If you can find someone willing to sell you the Openreach 1000/220Mbps service then that should be cheaper than a leased line.
 
Problem is, in my case, is that there is no viable competition and it's affecting productivity. I want to be able to upload 50GB of imagery faster than 120Mbps and I can't afford a ludicrously expensive leased line. All of my European colleagues have cheaper symmetric XGS-PON, My Swiss colleague has 25G symmetric PON, his speeds are eye watering compared to what we can get the UK. There is no reason why this shouldn't exist in the UK. There needs to be operator oversight imo.

I think your issue is more about Openreach than anything else. The decision was made a while back for the UK to have infrastructure level competition and it's too late to row that back by going NBN or dark fibre now. The UK simply can't afford it.
 
Problem is there isn't open networks, many users including myself are stranged to one provider.
Which provider are you confined to? Open network has a couple of definitions, one being bitstream access as Openreach provide, another dark fibre access which sadly is really rare. The UK's open consumer access networks are all bitstream.
 
As said 99% customer base download far more than upload so now need for a symmetrical services. As speeds increase people need to be educated about what it is you are being offered on a residential circuit I was one of these.
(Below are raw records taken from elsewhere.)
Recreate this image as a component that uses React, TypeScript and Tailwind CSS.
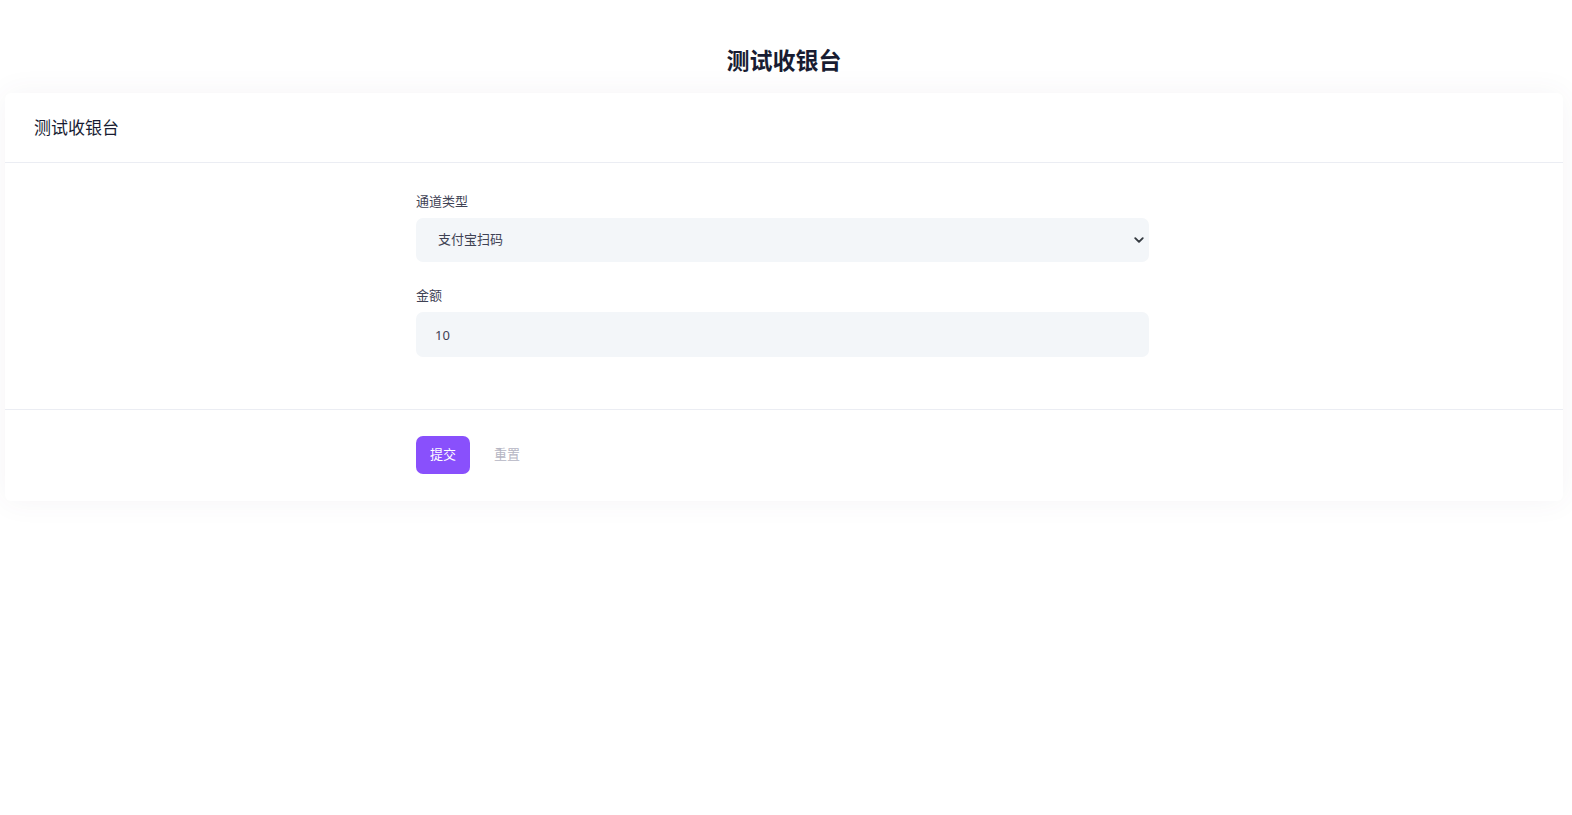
export default function App() {
  return (
    <div
      className="min-h-[815px] w-[1568px] bg-white text-[#3f4254]"
      style={{ fontFamily: '"Noto Sans", "Noto Sans CJK SC", sans-serif' }}
    >
      <h1 className="pt-[44px] pb-[17px] text-center text-[23px] font-bold leading-[32px] text-[#181c32]">
        测试收银台
      </h1>
      <div className="mx-[5px] rounded-md bg-white shadow-[0_0_30px_0_rgba(82,63,105,0.06)]">
        <div className="flex h-[70px] items-center border-b border-[#ebedf3] px-[29px]">
          <h3 className="text-[17px] font-normal text-[#181c32]">测试收银台</h3>
        </div>
        <form className="border-b border-[#ebedf3] pt-[28px] pb-[52px]">
          <div className="ml-[411px] w-[733px]">
            <label className="mb-[7px] block text-[13px] leading-[20px] text-[#3f4254]">通道类型</label>
            <div className="relative">
              <select className="h-[44px] w-full appearance-none rounded-[7px] bg-[#f3f6f9] pl-[22px] text-[13px] text-[#3f4254] outline-none">
                <option>支付宝扫码</option>
              </select>
              <svg
                className="pointer-events-none absolute right-[5px] top-1/2 -translate-y-1/2"
                width="10"
                height="10"
                viewBox="0 0 16 16"
                fill="none"
                stroke="#343a40"
                strokeWidth="3"
                strokeLinecap="round"
                strokeLinejoin="round"
              >
                <path d="M2 5l6 6 6-6" />
              </svg>
            </div>
            <label className="mt-[23px] mb-[7px] block text-[13px] leading-[20px] text-[#3f4254]">金额</label>
            <input
              defaultValue="10"
              className="h-[45px] w-full rounded-[7px] bg-[#f3f6f9] px-[19px] text-[13px] text-[#3f4254] outline-none"
            />
          </div>
        </form>
        <div className="pt-[26px] pb-[27px]">
          <div className="ml-[411px] flex w-[733px] items-center gap-[6px]">
            <button className="h-[38px] w-[54px] rounded-[7px] bg-[#8950fc] text-[13px] text-white">提交</button>
            <button className="h-[38px] px-[18px] text-[13px] text-[#b5b5c3]">重置</button>
          </div>
        </div>
      </div>
    </div>
  );
}
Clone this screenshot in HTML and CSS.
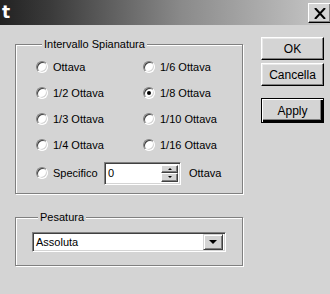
FILE: index.html
```html
<!DOCTYPE html>
<html lang="it">
<head>
    <meta charset="UTF-8">
    <title>t</title>
    <link rel="stylesheet" href="styles.css">
</head>
<body>

<div class="titlebar">
    <span class="title">t</span>
    <button class="close-button" type="button">
        <svg width="12" height="11" viewBox="0 0 12 11"><path d="M1 0 L11 11 M11 0 L1 11" stroke="#000" stroke-width="2"/></svg>
    </button>
</div>

<div class="dialog">
    <div class="left">
        <fieldset class="group">
            <legend>Intervallo Spianatura</legend>
            <div class="radio-grid">
                <label class="radio"><span class="dot"></span>Ottava</label>
                <label class="radio"><span class="dot"></span>1/6 Ottava</label>
                <label class="radio"><span class="dot"></span>1/2 Ottava</label>
                <label class="radio"><span class="dot checked"></span>1/8 Ottava</label>
                <label class="radio"><span class="dot"></span>1/3 Ottava</label>
                <label class="radio"><span class="dot"></span>1/10 Ottava</label>
                <label class="radio"><span class="dot"></span>1/4 Ottava</label>
                <label class="radio"><span class="dot"></span>1/16 Ottava</label>
            </div>
            <div class="specific-row">
                <label class="radio"><span class="dot"></span>Specifico</label>
                <div class="spin">
                    <div class="spin-text">0</div>
                    <div class="spin-buttons">
                        <span class="spin-btn"><i class="arrow up"></i></span>
                        <span class="spin-btn"><i class="arrow down"></i></span>
                    </div>
                </div>
                <span class="unit">Ottava</span>
            </div>
        </fieldset>

        <fieldset class="group weight">
            <legend>Pesatura</legend>
            <div class="combo">
                <span class="combo-text">Assoluta</span>
                <span class="combo-btn"><i class="arrow down big"></i></span>
            </div>
        </fieldset>
    </div>

    <div class="buttons">
        <button class="btn" type="button">OK</button>
        <button class="btn" type="button">Cancella</button>
        <button class="btn default" type="button">Apply</button>
    </div>
</div>

</body>
</html>
```

FILE: styles.css
```css
body {
    margin: 0;
    background-color: #d4d4d4;
    font-family: "Liberation Sans", Arial, sans-serif;
    font-size: 11px;
    color: #000;
    width: 330px;
    height: 294px;
    overflow: hidden;
}
.titlebar {
    height: 25px;
    display: flex;
    align-items: center;
    justify-content: space-between;
    background: linear-gradient(to right, #222222, #3a3a3a 15%, #8a8a8a 55%, #c8c8c8);
}
.title {
    color: #fff;
    font-weight: bold;
    font-size: 17px;
    font-family: "DejaVu Sans", sans-serif;
    padding-left: 2px;
    margin-top: -2px;
}
.close-button {
    width: 23px;
    height: 20px;
    margin-top: 1px;
    margin-right: -1px;
    padding: 0;
    background-color: #d4d4d4;
    border: 1px solid;
    border-color: #fff #000 #000 #fff;
    box-shadow: inset -1px -1px 0 #808080;
    display: flex;
    align-items: center;
    justify-content: center;
}
.dialog {
    display: flex;
    padding: 13px 0 0 15px;
}
.left {
    width: 229px;
}
.group {
    margin: 0;
    padding: 3px 0 7px 20px;
    width: 228px;
    box-sizing: border-box;
    border: 1px solid #808080;
    box-shadow: inset 1px 1px 0 #fff, 1px 1px 0 #fff;
    min-width: 0;
}
.group legend {
    margin-left: 6px;
    padding: 0 2px;
    line-height: 13px;
    background-color: #d4d4d4;
}
.radio-grid {
    display: grid;
    grid-template-columns: 107px 107px;
    grid-auto-rows: 26px;
}
.radio {
    display: flex;
    align-items: center;
    gap: 5px;
    white-space: nowrap;
}
.dot {
    width: 12px;
    height: 12px;
    box-sizing: border-box;
    border-radius: 50%;
    background-color: #fff;
    border: 1px solid;
    border-color: #808080 #fff #fff #808080;
    box-shadow: inset 1px 1px 0 #404040, inset -1px -1px 0 #d4d4d4;
    display: flex;
    align-items: center;
    justify-content: center;
    flex: none;
}
.dot.checked::after {
    content: "";
    width: 4px;
    height: 4px;
    border-radius: 50%;
    background-color: #000;
}
.specific-row {
    display: flex;
    align-items: center;
    height: 26px;
    margin-top: 2px;
}
.specific-row .radio {
    width: 68px;
}
.spin {
    display: flex;
    width: 77px;
    height: 23px;
    box-sizing: border-box;
    border: 1px solid;
    border-color: #808080 #fff #fff #808080;
    box-shadow: inset 1px 1px 0 #404040, inset -1px -1px 0 #d4d4d4;
    background-color: #fff;
    padding: 2px 2px 2px 2px;
}
.spin-text {
    flex: 1;
    line-height: 17px;
    padding-left: 1px;
}
.spin-buttons {
    display: flex;
    flex-direction: column;
    width: 17px;
}
.spin-btn {
    flex: 1;
    background-color: #d4d4d4;
    border: 1px solid;
    border-color: #fff #404040 #404040 #fff;
    box-shadow: inset -1px -1px 0 #808080;
    display: flex;
    align-items: center;
    justify-content: center;
}
.arrow {
    width: 0;
    height: 0;
    border-left: 2px solid transparent;
    border-right: 2px solid transparent;
}
.arrow.up {
    border-bottom: 2px solid #000;
}
.arrow.down {
    border-top: 2px solid #000;
}
.arrow.big {
    border-left-width: 4px;
    border-right-width: 4px;
    border-top-width: 4px;
}
.unit {
    margin-left: 8px;
}
.weight {
    margin-top: 17px;
    padding: 8px 0 13px 16px;
}
.combo {
    display: flex;
    align-items: center;
    width: 194px;
    height: 20px;
    box-sizing: border-box;
    border: 1px solid;
    border-color: #808080 #fff #fff #808080;
    box-shadow: inset 1px 1px 0 #404040, inset -1px -1px 0 #d4d4d4;
    background-color: #fff;
    padding: 2px;
}
.combo-text {
    flex: 1;
    padding-left: 1px;
}
.combo-btn {
    width: 20px;
    height: 16px;
    box-sizing: border-box;
    background-color: #d4d4d4;
    border: 1px solid;
    border-color: #d4d4d4 #404040 #404040 #d4d4d4;
    box-shadow: inset 1px 1px 0 #fff, inset -1px -1px 0 #808080;
    display: flex;
    align-items: center;
    justify-content: center;
}
.buttons {
    display: flex;
    flex-direction: column;
    margin-left: 17px;
    margin-top: -1px;
}
.btn {
    width: 63px;
    height: 23px;
    margin-bottom: 3px;
    padding: 0;
    font: inherit;
    font-size: 12px;
    background-color: #d4d4d4;
    border: 1px solid;
    border-color: #fff #000 #000 #fff;
    box-shadow: inset -1px -1px 0 #808080, inset 1px 1px 0 #e8e8e8;
}
.btn.default {
    margin-top: 9px;
    height: 25px;
    border: 1px solid #000;
    box-shadow: inset 1px 1px 0 #fff, inset -2px -2px 0 #000, inset -3px -3px 0 #808080;
}
```
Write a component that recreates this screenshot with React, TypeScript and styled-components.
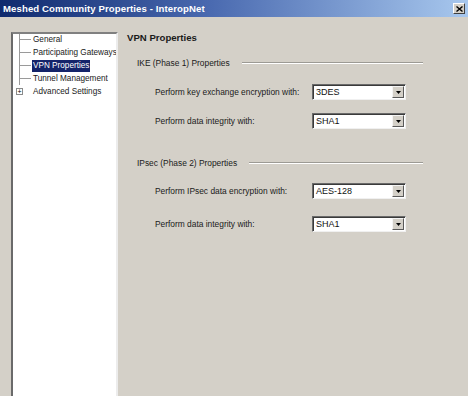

I had to chase up OR to get our cul-de-sac added to FTTP that they managed to build right past. From my experience IT work circuits were PTP with dedicated bandwith and symmetrical circuits. I read fibre and assumed that was what I would be getting to my home.

When researching, asking questions on here I became aware of the GPON, how it works and why it was chosen. The fact is it is the best offering to be able roll out faster and wider to homes.

The weird thing is once the Gigaclear get to my girlfriends rural dwelling (not long now we're assured) that uses PTP and symmetrical speeds.

If you really need symmetrical speeds, then probably want it uncontended, then you probably need service guarantees, SLAs, etc. So then the right thing is a business line.

As technologies change people think they need all this bandwidth but in reality they seldom do. Whether it is fibre broadband? Network switches. People on here looking for switches with ports that are greater than 1Gbps. Not really needed. Data is bursty and I'd be very surprised if a residential setup ever get near 1Gbps. Another example, Unlimited data on a mobile contract? I had unlimited for years, but to be honest since I switched to 30GB a month I haven't got near to that limit. Helps I have FTTP at home.

I mean fair enough people buy things overly spec'd for what they need. An expensive divers watch that's never been under water ever? I have a fast diesel limited to 150mph, but never been near that in it. That's fine that's your individual decision.

Things like what technology to use by OR or and Alt Net is a commercial decision - costs, speeds, speed of roll out - made based on what works for the majority.

One could argue about future proofing, but how the Internet works, means the need will always be asymmetrical. Unless that was to change to a P2P sharing type setup where you get the data from where's nearest, and all copies of whatever are constantly updated and being shared?

Lunchtime meandering chat. Thanks for reading my rambling thoughts.